>> BEGIN Data for the task

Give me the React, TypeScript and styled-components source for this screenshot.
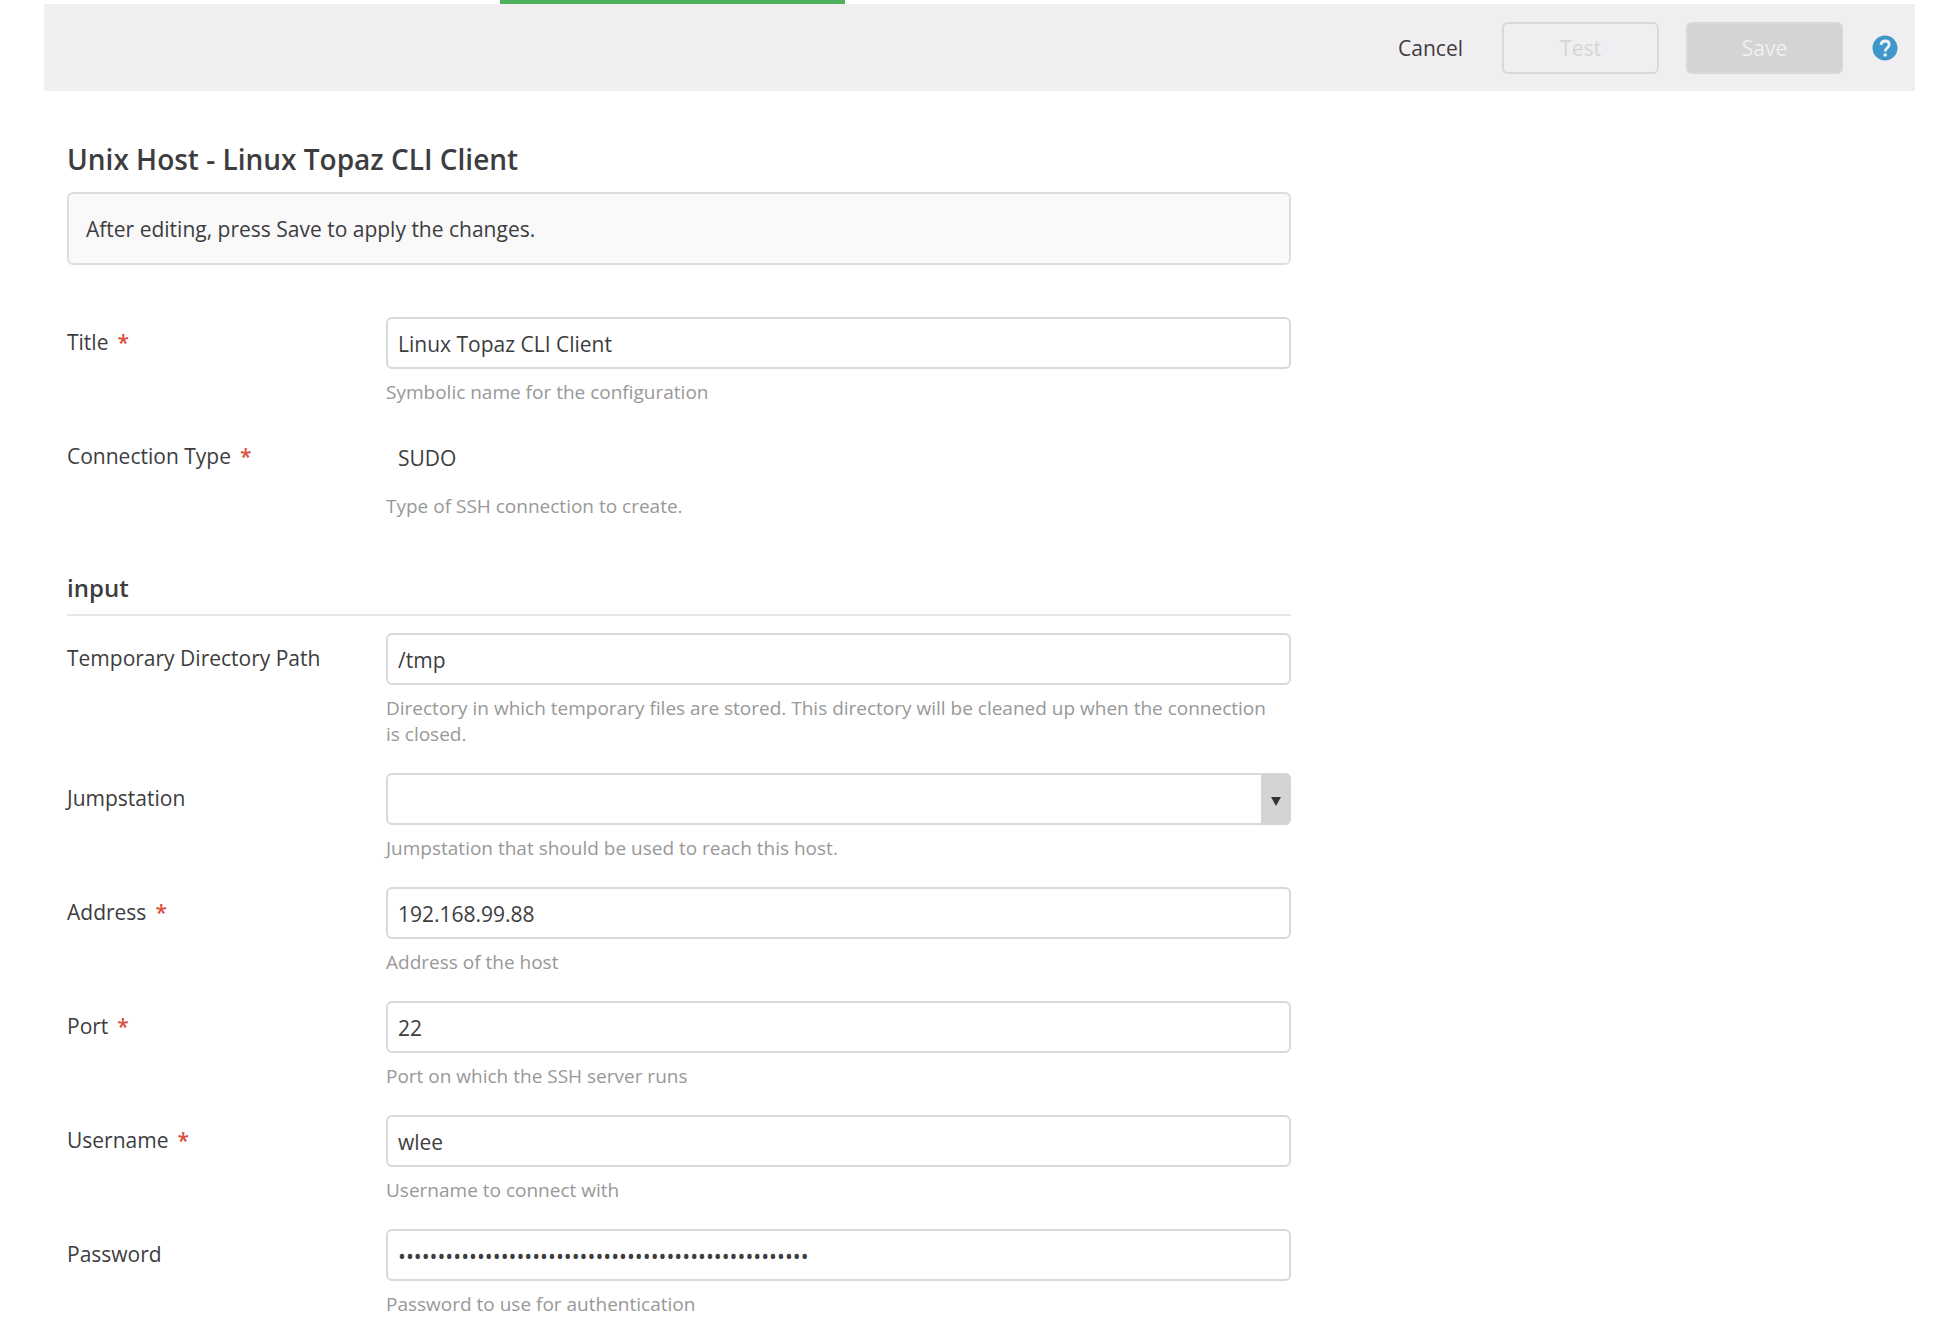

>> END Data for the task
>> BEGIN Data for the task

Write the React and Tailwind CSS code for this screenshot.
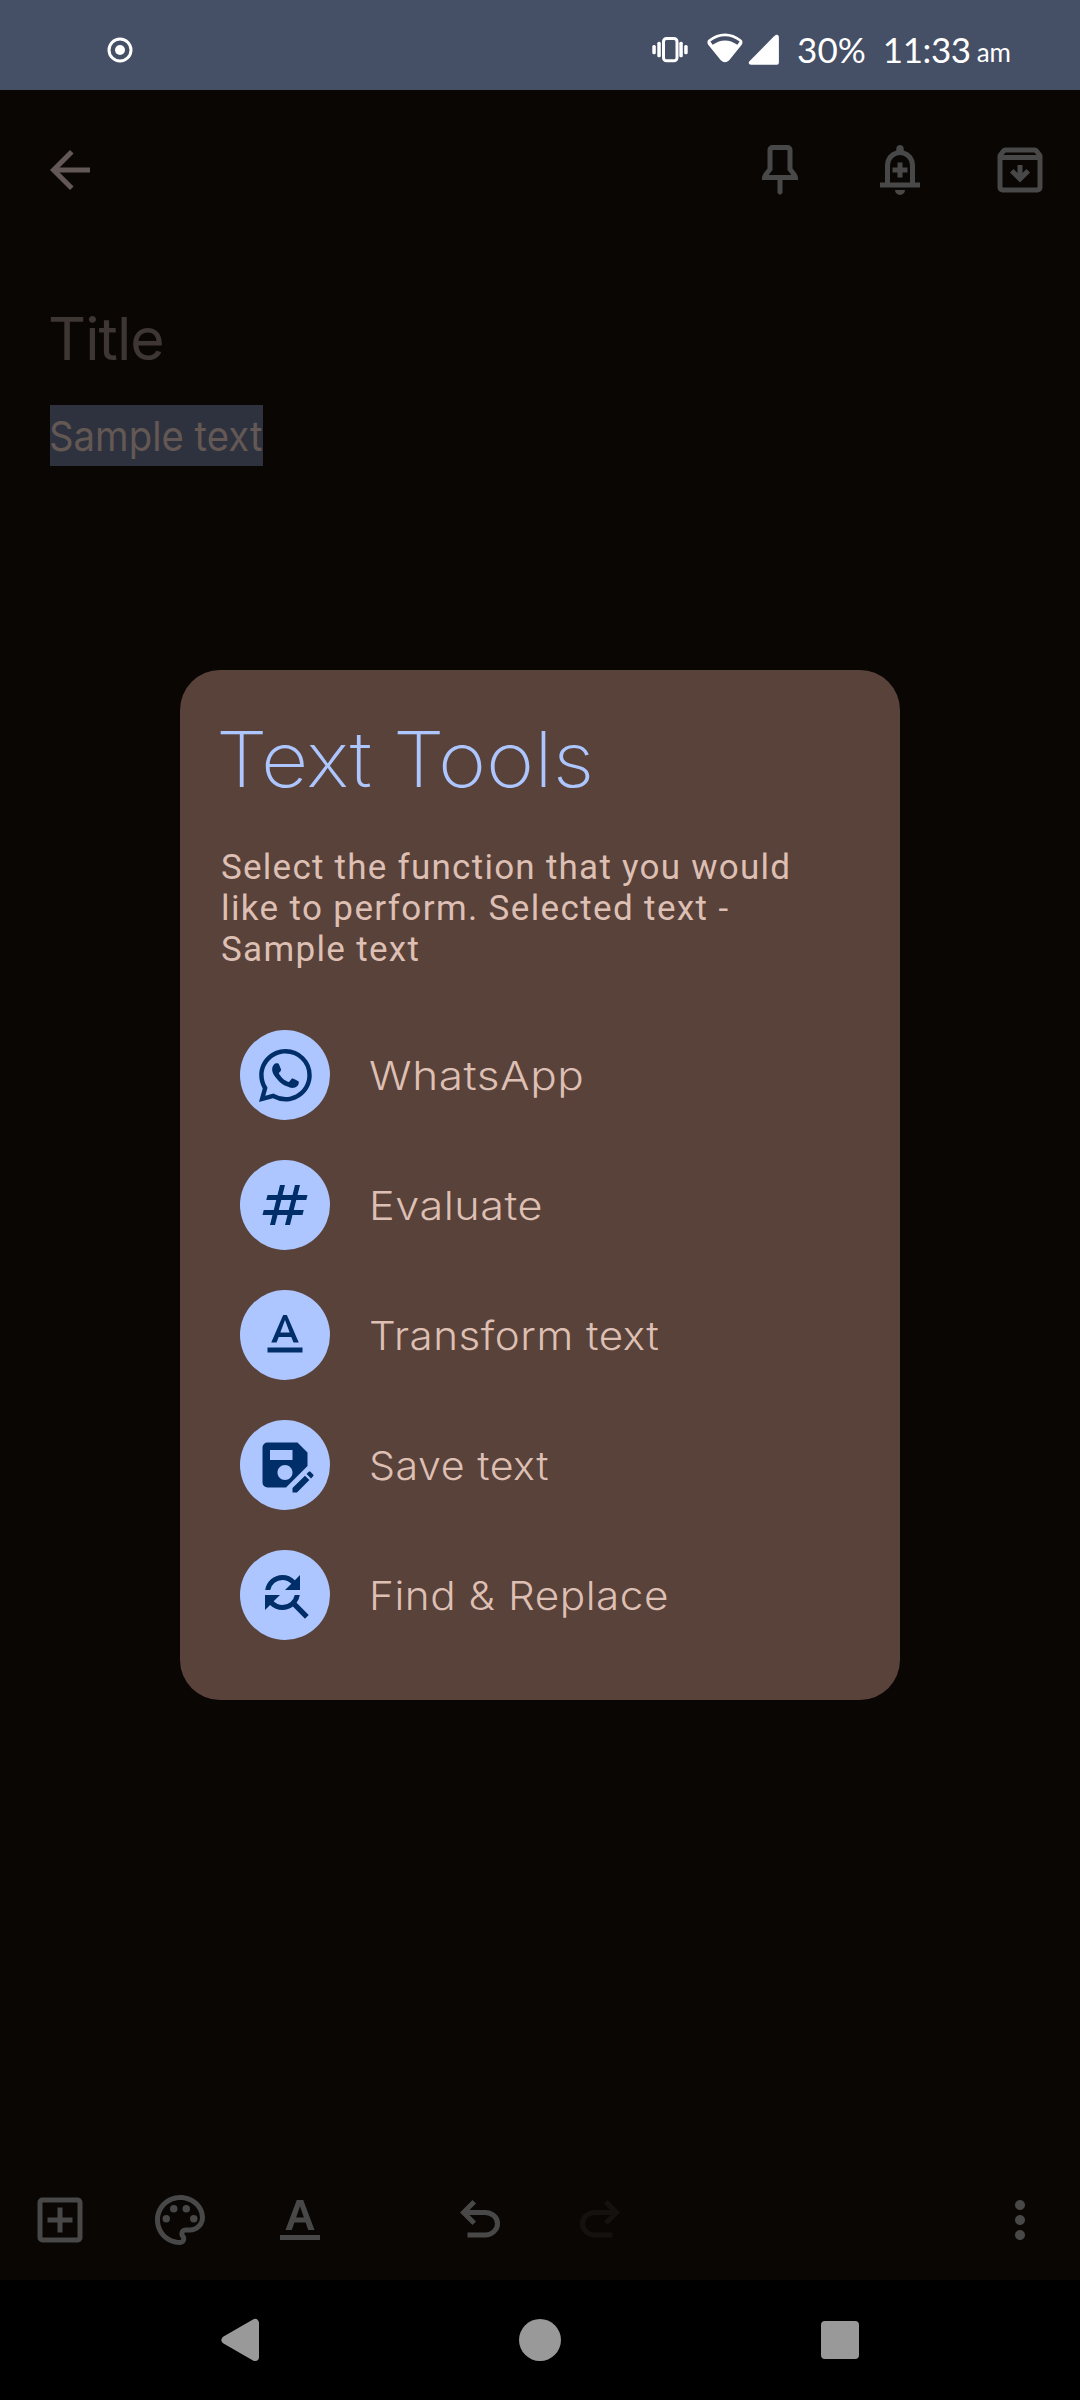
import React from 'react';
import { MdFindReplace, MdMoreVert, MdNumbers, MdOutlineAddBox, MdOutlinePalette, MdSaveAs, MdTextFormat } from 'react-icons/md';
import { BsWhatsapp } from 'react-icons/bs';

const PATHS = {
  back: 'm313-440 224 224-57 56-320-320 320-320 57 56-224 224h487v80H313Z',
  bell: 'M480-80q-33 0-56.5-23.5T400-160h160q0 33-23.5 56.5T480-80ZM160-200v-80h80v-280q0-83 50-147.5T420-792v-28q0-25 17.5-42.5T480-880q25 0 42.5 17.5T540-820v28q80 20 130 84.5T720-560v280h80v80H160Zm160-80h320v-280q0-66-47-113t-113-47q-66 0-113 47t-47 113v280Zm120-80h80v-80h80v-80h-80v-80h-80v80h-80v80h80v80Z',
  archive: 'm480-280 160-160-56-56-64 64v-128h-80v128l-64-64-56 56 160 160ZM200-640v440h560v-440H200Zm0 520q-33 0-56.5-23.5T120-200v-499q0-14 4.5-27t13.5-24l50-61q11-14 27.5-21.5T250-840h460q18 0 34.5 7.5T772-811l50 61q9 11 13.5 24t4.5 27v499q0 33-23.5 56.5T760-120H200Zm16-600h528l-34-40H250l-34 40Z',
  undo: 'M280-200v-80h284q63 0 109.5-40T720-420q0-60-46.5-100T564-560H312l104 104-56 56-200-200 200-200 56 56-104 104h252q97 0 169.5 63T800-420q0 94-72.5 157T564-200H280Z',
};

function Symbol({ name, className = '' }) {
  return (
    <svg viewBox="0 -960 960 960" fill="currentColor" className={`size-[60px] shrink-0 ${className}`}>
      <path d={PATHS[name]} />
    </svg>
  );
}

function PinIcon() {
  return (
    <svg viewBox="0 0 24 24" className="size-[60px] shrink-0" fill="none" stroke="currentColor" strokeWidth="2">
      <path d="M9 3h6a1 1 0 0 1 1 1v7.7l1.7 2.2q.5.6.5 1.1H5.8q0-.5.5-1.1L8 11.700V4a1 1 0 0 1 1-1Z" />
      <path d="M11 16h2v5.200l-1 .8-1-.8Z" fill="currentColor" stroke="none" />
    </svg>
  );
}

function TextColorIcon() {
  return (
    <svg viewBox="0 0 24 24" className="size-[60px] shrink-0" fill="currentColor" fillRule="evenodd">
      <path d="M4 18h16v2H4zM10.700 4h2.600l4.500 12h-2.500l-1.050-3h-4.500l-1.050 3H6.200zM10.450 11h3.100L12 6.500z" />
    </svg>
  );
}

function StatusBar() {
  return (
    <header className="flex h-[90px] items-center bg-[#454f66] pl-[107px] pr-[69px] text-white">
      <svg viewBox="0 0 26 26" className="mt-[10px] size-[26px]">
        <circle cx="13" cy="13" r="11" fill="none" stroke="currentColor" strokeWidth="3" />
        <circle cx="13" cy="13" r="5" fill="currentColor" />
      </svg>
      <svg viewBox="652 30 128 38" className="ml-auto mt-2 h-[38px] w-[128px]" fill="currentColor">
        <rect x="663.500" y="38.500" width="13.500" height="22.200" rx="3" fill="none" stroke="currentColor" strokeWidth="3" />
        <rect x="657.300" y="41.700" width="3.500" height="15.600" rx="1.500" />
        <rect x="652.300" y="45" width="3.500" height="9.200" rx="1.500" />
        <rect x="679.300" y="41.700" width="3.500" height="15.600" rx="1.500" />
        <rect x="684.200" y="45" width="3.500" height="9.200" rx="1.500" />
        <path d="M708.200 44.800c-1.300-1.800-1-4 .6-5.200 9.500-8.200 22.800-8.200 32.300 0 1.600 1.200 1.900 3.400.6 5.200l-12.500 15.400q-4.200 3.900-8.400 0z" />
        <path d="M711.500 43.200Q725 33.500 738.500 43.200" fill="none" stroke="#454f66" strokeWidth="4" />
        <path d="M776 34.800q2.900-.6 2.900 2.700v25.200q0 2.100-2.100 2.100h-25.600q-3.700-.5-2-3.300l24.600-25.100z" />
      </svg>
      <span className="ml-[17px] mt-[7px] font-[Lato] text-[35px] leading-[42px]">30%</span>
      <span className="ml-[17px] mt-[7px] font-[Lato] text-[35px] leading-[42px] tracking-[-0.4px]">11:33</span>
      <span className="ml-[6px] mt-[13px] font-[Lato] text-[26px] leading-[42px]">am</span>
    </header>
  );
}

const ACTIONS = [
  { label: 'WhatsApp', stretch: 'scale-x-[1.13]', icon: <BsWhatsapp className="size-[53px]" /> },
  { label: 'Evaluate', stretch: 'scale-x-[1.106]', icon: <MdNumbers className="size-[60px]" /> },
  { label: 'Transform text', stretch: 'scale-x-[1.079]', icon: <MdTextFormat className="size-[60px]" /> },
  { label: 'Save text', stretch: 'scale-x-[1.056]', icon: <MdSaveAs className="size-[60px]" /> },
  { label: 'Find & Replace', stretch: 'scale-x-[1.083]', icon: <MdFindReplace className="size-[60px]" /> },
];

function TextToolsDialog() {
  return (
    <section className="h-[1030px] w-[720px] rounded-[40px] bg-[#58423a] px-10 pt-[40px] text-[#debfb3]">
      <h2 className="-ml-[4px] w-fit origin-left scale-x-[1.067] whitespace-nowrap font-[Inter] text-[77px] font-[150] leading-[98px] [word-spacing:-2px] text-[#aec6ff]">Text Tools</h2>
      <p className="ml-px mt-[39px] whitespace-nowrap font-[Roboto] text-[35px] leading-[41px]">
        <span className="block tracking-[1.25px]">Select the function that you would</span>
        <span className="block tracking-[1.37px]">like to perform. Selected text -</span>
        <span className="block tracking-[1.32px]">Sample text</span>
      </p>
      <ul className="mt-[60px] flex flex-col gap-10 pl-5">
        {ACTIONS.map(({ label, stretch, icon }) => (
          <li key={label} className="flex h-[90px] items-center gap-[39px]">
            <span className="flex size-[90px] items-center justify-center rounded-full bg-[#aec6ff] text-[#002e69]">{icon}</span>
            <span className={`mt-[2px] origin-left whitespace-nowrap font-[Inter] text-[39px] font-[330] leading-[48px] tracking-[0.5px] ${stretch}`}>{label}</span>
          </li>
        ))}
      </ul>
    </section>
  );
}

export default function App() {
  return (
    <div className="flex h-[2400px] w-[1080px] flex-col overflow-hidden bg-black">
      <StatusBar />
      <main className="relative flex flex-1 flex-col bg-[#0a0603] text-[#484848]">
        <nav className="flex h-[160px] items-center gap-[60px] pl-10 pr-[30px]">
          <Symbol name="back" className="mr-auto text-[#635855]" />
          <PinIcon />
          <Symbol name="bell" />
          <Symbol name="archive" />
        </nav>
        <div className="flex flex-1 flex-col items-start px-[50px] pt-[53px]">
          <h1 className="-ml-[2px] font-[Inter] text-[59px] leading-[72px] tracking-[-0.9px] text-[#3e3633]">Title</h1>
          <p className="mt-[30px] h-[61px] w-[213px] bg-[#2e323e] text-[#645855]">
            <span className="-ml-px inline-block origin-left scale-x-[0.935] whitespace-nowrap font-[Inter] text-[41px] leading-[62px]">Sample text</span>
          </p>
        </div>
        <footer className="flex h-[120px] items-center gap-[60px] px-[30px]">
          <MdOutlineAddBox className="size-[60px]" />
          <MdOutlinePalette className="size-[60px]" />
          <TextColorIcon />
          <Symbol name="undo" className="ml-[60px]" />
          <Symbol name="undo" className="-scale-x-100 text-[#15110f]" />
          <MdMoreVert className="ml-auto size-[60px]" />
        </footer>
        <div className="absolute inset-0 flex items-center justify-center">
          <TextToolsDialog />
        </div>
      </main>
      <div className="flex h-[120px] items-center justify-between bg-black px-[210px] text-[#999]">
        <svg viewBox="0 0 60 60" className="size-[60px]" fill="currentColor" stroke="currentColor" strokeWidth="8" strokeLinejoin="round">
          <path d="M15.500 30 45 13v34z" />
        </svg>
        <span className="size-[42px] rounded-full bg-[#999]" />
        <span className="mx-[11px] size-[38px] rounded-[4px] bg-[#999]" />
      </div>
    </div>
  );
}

>> END Data for the task

__Instruction__: Looking at the entries above, how many lines contain the word "screenshot"? Answer with the number alone.

__Reply to the task__: 2